Ferra lembrou que é preciso o Brasil criar um projeto específico para a fronteira, que afeta não apenas Mato Grosso, mas todo o país. Ele acredita que esse trabalho pode ser feito a médio prazo.

O comandante da Polícia de San Mathias (município boliviano que faz fronteira com o Brasil), capitão Alvaro Perez, destaca que o governo de seu país conta com supervisão da Unidade Móvel de Patrulhamento Rural (Umopar), que é financiada pelo governo dos Estados Unidos. A Umopar é um braço da Força Especial de Luta contra o Narcotráfico (FELCN), que pertence à Polícia da Bolívia.

No entanto, ele afirma que os recursos para manter o trabalho da equipe diminuíram após a entrada de Evo Morales na Presidência. Morales criou um governo de apoio ao presidente da Venezuela Hugo Chaves, que, frequentemente, assume embates com os norte-americanos.
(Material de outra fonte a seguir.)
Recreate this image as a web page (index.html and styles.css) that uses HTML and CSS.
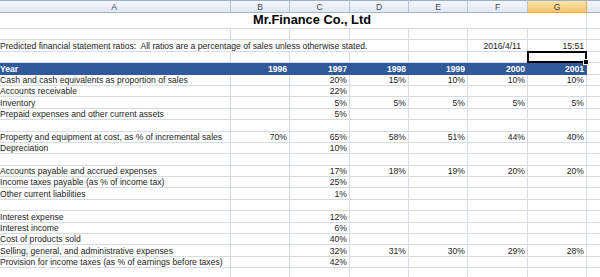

Na opinião do tenente Marco Hurtado, também da Polícia de San Mathias, um dos motivos para a fácil entrada de entorpecentes no Brasil é a forma como a população boliviana ocupou o território. "Lá é diferente do Brasil. Aqui vocês ocupam a área rural. Os bolivianos ficam mais na cidade e a fronteira fica vazia".

Alguns integrantes do encontro lembram que, recentemente, o governo vizinho intensificou o combate, isto porque houve mudança na administração do município de San Mathias. Mas números recentes contrariam essa informação. Em todo o ano de 2009, foi apreendida mais de 1 tonelada de entorpecentes. Até o início de junho deste ano, a apreensão chegou a 650 quilos, mais de 100 quilos por mês.

O encontro vai até hoje e reúne procuradores, promotores, juízes, políticos, policiais e militares de Mato Grosso, Mato Grosso do Sul, Goiás, Rondônia e mais 10 estados brasileiros, além de representantes do governo boliviano.